Audio-XAI studies the perceptual fragility of explanation methods (Grad-CAM, LRP) for deep-learning audio classifiers. The core question: can an adversary flip what the model explains while keeping predictions identical, and can that perturbation remain inaudible?

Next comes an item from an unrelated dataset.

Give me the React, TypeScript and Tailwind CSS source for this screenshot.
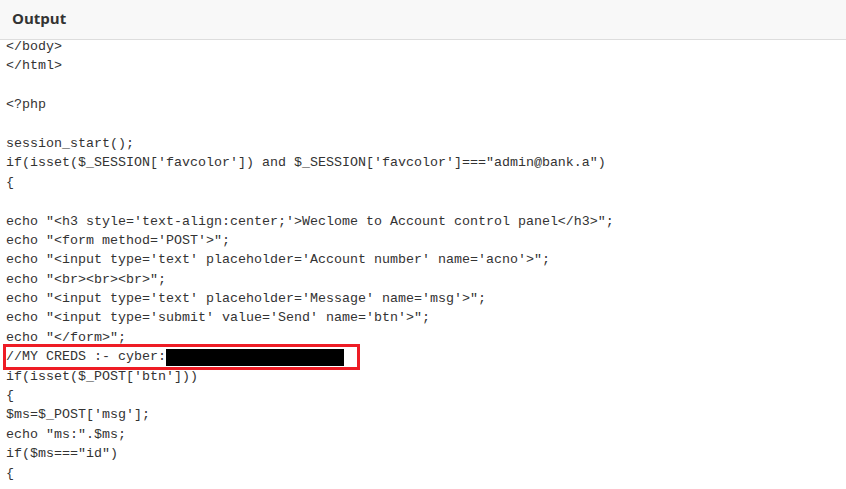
import React from "react";

const before = [
  "</body>",
  "</html>",
  "",
  "<?php",
  "",
  "session_start();",
  "if(isset($_SESSION['favcolor']) and $_SESSION['favcolor']===\"admin@bank.a\")",
  "{",
  "",
  "echo \"<h3 style='text-align:center;'>Weclome to Account control panel</h3>\";",
  "echo \"<form method='POST'>\";",
  "echo \"<input type='text' placeholder='Account number' name='acno'>\";",
  "echo \"<br><br><br>\";",
  "echo \"<input type='text' placeholder='Message' name='msg'>\";",
  "echo \"<input type='submit' value='Send' name='btn'>\";",
  "echo \"</form>\";",
];

const after = [
  "if(isset($_POST['btn']))",
  "{",
  "$ms=$_POST['msg'];",
  "echo \"ms:\".$ms;",
  "if($ms===\"id\")",
  "{",
];

function Line({ text }: { text: string }) {
  return <div className="h-[19.4px] whitespace-pre">{text === "" ? " " : text}</div>;
}

export default function App() {
  return (
    <div className="w-[846px] h-[489px] bg-white overflow-hidden flex flex-col">
      <div className="h-[40px] shrink-0 bg-[#f8f8f8] border-b border-[#dddddd] flex items-center px-[12px]">
        <span className="font-['Open_Sans',sans-serif] font-bold text-[15px] text-[#333333] -mt-[2px]">Output</span>
      </div>
      <div className="flex-1 overflow-hidden">
        <div className="-mt-[3px] pl-[6px] font-['Liberation_Mono',monospace] text-[13.33px] leading-[19.4px] text-[#333333]">
          {before.map((t, i) => (
            <Line key={"b" + i} text={t} />
          ))}
          <div className="relative h-[19.4px] whitespace-pre">
            <span>//MY CREDS :- cyber:</span>
            <span className="inline-block align-top mt-[2px] w-[178px] h-[17px] bg-black" />
            <div className="absolute left-[-3px] top-[-3px] w-[357px] h-[26px] border-[3px] border-[#ee1c25]" />
          </div>
          {after.map((t, i) => (
            <Line key={"a" + i} text={t} />
          ))}
        </div>
      </div>
    </div>
  );
}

Models supported: AST, VGGish, Sonics (SpecTTTra) XAI methods: Grad-CAM (CNN + Transformer variants), LRP Perceptual metrics: PESQ, STOI, PEAQ, ViSQOL, CDPAM Infrastructure: PyTorch Lightning, HuggingFace, SLURM/PLGrid A100 cluster

Docs

Page Contents
Setup Install, cluster environment, conda env
Data Dataset layout, CSV format, SonicsDataset
Training Train classifiers locally or on SLURM
Inference Batch prediction, metrics, checkpoints
Attack Perceptual XAI attack — full workflow
Config reference Every YAML key explained
SLURM guide Submitting and monitoring jobs on PLGrid
API Reference Auto-generated module docs

Quick start

# 1. Clone and install
git clone https://github.com/cncPomper/Audio-XAI && cd Audio-XAI
conda activate $SCRATCH/conda_envs/athena   # or: uv sync

# 2. Train
python scripts/train_classifier.py --config config/train_ast.yaml --data-root /path/to/data

# 3. Predict
python scripts/predict.py --config config/predict_ast.yaml \
    --data-root /path/to/data --checkpoint runs/ast/version_0/checkpoints/epoch=4.ckpt

# 4. Attack
python scripts/attack.py --config config/predict_ast.yaml \
    --data-root /path/to/data --checkpoint runs/ast/version_0/checkpoints/epoch=4.ckpt \
    --full-audio --window-hop-seconds 5.0

Repository layout

Audio-XAI/
├── config/             # YAML configs for train / predict / attack
├── scripts/            # Entry-point scripts (train, predict, attack, explain)
├── audio_xai/          # Main Python package
│   ├── models/         # ASTBinary, VGGishBinary, Wav2Vec2Binary + LightningModule
│   ├── attacks/        # perceptual_xai_attack, AttackConfig, AttackResult
│   ├── data/           # SonicsDataset, SonicsConfig
│   ├── xai/            # GradCAM (CNN + Transformer), LRP
│   └── metrics/        # psychoacoustic masking, PESQ/STOI wrappers
├── docs/               # This documentation
└── sbatch/             # SLURM job scripts (train / predict / attack)
    ├── train/
    ├── predict/
    └── attack/